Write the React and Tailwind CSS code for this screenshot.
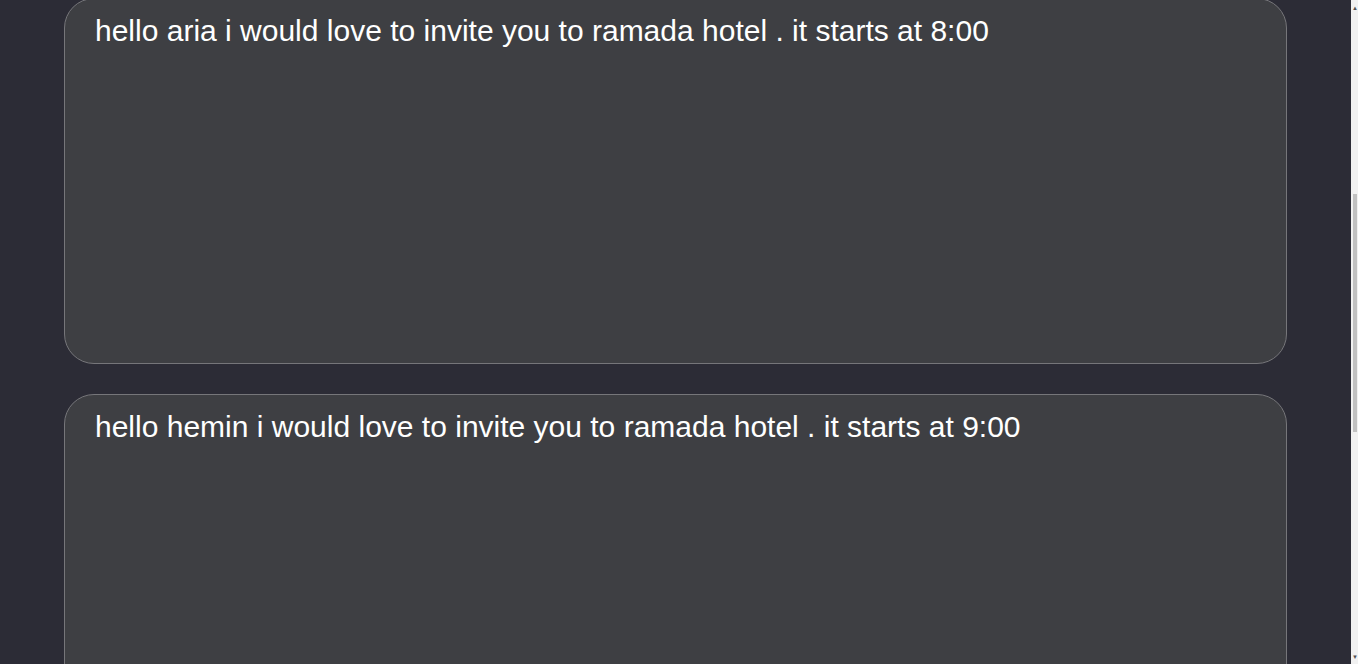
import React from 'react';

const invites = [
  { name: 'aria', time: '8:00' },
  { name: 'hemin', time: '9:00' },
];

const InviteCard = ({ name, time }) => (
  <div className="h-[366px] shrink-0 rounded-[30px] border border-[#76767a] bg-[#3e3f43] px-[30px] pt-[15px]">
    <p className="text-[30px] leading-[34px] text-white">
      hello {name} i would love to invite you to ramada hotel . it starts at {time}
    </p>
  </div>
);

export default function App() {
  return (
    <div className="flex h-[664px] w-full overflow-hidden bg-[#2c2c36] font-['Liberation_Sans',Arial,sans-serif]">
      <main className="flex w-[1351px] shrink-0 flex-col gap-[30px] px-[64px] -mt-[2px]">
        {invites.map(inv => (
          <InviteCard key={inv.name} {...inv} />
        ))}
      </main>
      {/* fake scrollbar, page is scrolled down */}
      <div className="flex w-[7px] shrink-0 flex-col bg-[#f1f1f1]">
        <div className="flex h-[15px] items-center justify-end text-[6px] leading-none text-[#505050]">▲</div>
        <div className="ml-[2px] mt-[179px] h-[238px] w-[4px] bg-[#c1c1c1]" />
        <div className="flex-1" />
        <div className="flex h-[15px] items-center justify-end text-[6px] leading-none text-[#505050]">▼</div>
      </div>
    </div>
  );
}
---
Write out the whole listing exactly, and drop the pictures.

* Result below:
Write the React and Tailwind CSS code for this screenshot.
import React from 'react';

const invites = [
  { name: 'aria', time: '8:00' },
  { name: 'hemin', time: '9:00' },
];

const InviteCard = ({ name, time }) => (
  <div className="h-[366px] shrink-0 rounded-[30px] border border-[#76767a] bg-[#3e3f43] px-[30px] pt-[15px]">
    <p className="text-[30px] leading-[34px] text-white">
      hello {name} i would love to invite you to ramada hotel . it starts at {time}
    </p>
  </div>
);

export default function App() {
  return (
    <div className="flex h-[664px] w-full overflow-hidden bg-[#2c2c36] font-['Liberation_Sans',Arial,sans-serif]">
      <main className="flex w-[1351px] shrink-0 flex-col gap-[30px] px-[64px] -mt-[2px]">
        {invites.map(inv => (
          <InviteCard key={inv.name} {...inv} />
        ))}
      </main>
      {/* fake scrollbar, page is scrolled down */}
      <div className="flex w-[7px] shrink-0 flex-col bg-[#f1f1f1]">
        <div className="flex h-[15px] items-center justify-end text-[6px] leading-none text-[#505050]">▲</div>
        <div className="ml-[2px] mt-[179px] h-[238px] w-[4px] bg-[#c1c1c1]" />
        <div className="flex-1" />
        <div className="flex h-[15px] items-center justify-end text-[6px] leading-none text-[#505050]">▼</div>
      </div>
    </div>
  );
}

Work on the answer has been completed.